» Directions for this task: Copy each line in the data that includes the word "components".

* start Source excerpt *

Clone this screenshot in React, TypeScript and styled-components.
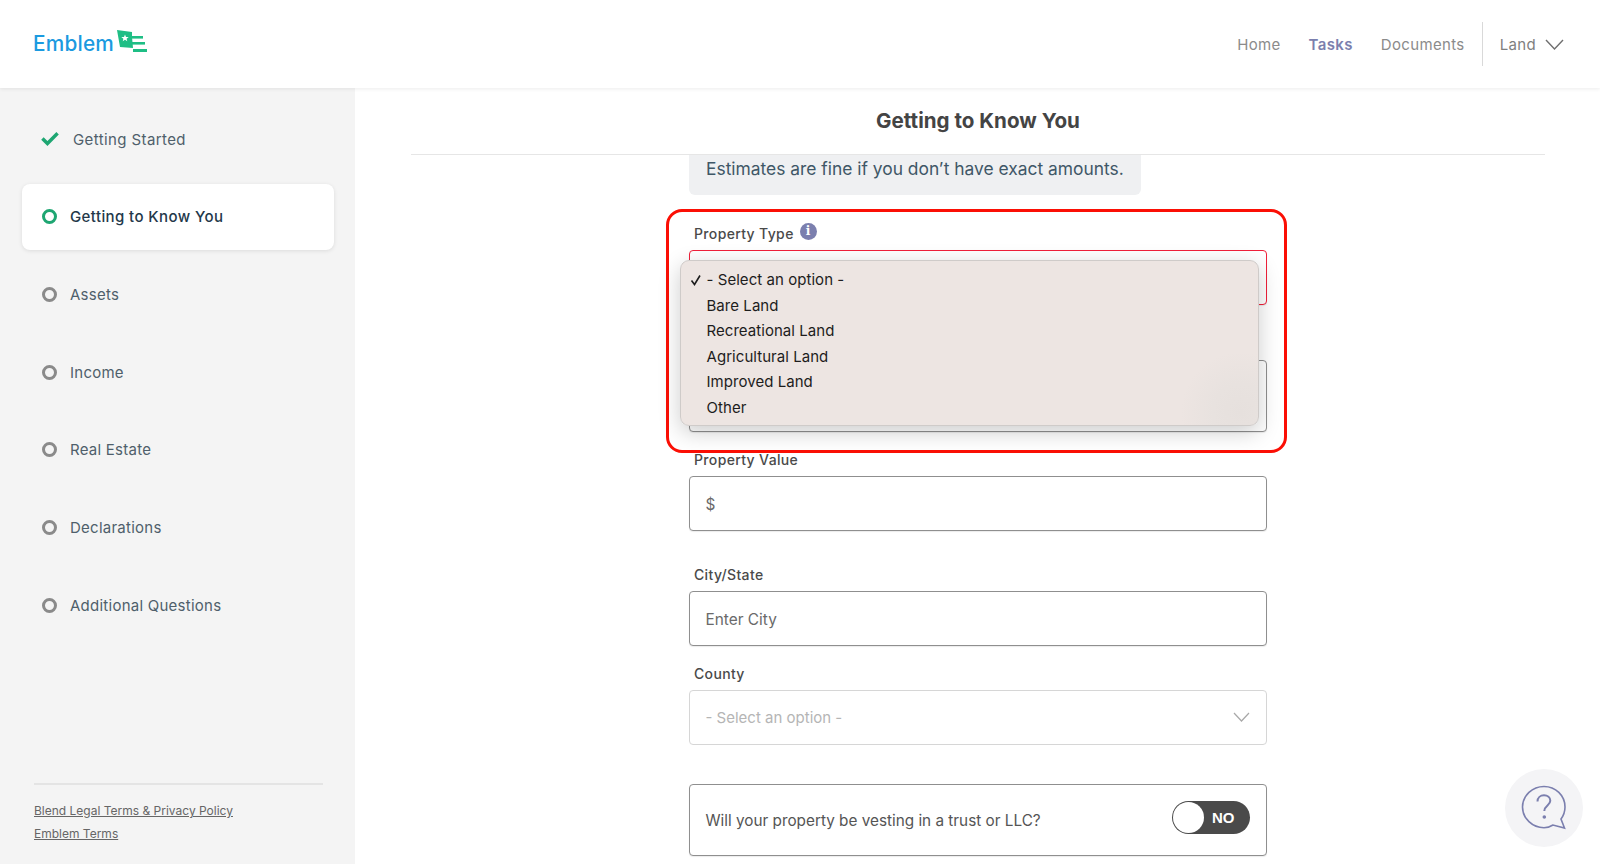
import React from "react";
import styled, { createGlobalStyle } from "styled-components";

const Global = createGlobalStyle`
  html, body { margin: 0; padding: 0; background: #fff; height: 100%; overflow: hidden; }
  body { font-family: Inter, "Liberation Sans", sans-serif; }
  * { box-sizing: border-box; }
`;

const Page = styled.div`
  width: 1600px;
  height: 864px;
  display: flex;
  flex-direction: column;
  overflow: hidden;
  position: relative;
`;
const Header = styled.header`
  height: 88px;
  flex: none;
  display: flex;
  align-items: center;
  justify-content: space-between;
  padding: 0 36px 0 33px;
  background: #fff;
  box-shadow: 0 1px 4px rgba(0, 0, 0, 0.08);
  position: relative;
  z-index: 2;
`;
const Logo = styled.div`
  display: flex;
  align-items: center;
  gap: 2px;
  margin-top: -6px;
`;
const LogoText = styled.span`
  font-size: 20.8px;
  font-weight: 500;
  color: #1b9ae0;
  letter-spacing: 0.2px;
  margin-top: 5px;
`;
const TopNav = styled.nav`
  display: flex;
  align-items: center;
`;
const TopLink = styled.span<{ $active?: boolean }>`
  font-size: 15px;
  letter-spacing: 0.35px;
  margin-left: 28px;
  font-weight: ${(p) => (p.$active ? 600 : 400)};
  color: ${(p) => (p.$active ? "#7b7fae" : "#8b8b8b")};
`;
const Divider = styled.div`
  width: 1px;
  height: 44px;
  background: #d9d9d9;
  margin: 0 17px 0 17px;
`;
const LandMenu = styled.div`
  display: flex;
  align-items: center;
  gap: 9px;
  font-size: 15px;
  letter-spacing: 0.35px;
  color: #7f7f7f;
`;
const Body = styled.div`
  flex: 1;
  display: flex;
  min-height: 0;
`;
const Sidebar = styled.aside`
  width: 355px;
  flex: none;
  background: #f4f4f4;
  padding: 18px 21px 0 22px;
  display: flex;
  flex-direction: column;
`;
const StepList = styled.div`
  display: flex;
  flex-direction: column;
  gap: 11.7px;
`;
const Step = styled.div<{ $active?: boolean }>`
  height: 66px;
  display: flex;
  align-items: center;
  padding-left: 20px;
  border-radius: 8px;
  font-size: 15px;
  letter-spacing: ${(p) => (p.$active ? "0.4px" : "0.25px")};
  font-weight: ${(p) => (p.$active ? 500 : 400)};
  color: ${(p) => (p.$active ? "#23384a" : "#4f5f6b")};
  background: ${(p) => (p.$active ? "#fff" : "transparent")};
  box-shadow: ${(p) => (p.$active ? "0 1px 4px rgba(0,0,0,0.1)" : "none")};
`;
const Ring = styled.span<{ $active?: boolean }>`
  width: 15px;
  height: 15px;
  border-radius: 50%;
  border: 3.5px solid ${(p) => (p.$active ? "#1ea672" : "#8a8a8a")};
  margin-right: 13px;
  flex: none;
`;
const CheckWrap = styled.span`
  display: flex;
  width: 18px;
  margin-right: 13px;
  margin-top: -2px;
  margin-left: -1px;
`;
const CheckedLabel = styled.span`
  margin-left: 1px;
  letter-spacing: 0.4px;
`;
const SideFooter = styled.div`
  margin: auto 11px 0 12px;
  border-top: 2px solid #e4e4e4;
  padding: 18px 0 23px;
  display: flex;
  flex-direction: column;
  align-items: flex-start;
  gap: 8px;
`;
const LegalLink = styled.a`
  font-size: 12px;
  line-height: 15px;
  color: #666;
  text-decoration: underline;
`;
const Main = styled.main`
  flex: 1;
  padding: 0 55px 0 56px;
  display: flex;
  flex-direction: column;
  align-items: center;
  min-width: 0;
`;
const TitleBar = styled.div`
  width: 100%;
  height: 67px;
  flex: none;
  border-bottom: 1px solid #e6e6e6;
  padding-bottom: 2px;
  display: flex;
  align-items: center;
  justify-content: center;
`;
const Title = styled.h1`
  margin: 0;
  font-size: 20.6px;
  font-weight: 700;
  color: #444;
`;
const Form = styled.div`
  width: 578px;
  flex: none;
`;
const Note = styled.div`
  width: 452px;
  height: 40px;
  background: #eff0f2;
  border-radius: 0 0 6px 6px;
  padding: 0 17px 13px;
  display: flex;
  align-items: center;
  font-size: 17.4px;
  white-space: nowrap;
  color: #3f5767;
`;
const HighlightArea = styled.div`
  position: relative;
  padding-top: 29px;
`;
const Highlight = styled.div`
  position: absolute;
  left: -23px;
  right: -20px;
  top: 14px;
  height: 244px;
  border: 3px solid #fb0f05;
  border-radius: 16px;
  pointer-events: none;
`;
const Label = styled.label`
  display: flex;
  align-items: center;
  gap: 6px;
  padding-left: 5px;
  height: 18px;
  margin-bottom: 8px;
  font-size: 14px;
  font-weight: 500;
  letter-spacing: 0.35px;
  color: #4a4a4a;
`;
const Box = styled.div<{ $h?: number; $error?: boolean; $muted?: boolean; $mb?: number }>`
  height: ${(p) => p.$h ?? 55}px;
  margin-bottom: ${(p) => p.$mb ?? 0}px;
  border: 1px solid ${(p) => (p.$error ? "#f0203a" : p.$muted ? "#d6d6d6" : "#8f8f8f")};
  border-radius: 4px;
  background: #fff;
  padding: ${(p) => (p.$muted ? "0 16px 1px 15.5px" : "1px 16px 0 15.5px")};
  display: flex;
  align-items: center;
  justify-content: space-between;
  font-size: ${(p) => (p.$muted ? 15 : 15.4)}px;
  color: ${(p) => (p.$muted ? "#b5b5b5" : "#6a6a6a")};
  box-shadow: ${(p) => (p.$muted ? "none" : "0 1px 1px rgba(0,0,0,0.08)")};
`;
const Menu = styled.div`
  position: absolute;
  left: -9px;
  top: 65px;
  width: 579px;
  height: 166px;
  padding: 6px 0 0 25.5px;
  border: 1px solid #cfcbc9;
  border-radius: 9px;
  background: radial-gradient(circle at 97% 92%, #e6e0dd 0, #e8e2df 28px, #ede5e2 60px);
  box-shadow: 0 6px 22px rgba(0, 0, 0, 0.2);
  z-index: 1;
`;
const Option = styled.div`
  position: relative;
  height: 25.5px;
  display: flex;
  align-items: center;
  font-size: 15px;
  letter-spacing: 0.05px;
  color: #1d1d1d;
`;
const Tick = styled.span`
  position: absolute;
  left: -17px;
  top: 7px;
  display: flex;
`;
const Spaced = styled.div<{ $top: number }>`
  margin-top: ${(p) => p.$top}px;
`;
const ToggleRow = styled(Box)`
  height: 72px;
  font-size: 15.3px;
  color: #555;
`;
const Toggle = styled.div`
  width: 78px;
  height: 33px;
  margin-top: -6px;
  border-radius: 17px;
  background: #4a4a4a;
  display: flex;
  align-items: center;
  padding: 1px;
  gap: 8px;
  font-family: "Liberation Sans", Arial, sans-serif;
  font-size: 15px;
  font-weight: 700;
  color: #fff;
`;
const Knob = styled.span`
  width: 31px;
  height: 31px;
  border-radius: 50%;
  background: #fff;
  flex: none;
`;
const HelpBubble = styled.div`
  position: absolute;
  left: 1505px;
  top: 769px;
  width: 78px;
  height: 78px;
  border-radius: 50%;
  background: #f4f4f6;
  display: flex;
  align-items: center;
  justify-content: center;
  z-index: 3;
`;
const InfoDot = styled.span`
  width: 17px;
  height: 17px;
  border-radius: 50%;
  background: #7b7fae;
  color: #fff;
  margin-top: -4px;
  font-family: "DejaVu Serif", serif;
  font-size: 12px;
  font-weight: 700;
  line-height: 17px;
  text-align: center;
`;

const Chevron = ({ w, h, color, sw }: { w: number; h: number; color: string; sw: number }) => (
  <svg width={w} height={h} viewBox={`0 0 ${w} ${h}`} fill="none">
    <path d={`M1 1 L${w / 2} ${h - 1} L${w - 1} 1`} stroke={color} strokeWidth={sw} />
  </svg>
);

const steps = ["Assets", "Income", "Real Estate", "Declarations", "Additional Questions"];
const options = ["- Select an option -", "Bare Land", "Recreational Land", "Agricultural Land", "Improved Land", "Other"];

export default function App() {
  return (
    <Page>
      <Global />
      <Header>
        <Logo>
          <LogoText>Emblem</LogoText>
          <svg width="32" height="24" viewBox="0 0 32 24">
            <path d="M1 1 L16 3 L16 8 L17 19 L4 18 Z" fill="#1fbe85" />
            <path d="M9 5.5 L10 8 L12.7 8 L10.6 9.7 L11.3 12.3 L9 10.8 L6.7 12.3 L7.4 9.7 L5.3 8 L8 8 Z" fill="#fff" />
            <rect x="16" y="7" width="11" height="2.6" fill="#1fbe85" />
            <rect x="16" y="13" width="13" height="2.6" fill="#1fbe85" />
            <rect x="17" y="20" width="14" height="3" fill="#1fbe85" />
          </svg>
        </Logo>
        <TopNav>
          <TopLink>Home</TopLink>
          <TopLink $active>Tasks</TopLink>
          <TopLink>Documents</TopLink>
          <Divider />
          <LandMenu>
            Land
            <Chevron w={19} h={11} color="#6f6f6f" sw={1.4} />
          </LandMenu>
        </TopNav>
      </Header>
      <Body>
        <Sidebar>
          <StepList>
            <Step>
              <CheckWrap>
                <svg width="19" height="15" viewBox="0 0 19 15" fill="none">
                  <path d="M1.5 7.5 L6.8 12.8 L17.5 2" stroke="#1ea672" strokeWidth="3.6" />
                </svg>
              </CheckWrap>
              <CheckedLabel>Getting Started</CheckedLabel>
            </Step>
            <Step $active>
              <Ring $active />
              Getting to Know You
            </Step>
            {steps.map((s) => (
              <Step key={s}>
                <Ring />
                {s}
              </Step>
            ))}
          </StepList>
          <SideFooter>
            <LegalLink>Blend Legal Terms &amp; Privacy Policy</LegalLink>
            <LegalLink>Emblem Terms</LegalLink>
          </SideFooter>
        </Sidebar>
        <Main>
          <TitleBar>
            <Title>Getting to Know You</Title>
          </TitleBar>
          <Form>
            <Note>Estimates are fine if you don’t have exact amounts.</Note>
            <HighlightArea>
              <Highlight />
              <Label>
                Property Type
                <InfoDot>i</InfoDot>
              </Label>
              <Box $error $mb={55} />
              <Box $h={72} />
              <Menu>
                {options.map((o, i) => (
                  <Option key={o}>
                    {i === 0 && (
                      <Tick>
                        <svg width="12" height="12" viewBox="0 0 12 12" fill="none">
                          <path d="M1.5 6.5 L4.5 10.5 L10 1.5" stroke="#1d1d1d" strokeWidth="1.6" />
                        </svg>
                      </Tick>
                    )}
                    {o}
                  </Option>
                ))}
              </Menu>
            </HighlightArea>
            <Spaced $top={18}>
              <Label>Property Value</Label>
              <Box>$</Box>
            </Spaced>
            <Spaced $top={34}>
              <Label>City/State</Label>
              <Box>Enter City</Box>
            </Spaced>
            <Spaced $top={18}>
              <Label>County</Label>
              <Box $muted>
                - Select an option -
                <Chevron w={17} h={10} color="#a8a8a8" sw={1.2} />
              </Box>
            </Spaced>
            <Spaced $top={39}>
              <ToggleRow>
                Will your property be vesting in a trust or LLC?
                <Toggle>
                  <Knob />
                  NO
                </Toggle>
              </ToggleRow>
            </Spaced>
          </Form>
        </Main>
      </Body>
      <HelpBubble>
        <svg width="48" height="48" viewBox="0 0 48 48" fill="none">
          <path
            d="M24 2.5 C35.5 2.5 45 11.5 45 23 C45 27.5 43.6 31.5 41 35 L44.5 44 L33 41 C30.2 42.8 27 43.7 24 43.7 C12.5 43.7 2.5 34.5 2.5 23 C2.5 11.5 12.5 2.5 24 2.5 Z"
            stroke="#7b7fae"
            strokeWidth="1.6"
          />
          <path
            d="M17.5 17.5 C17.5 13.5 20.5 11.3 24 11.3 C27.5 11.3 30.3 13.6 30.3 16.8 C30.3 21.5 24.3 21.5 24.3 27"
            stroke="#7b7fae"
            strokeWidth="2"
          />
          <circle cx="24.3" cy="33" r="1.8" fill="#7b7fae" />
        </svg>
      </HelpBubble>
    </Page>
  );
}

* end Source excerpt *

» Solution to the problem:
Clone this screenshot in React, TypeScript and styled-components.
import styled, { createGlobalStyle } from "styled-components";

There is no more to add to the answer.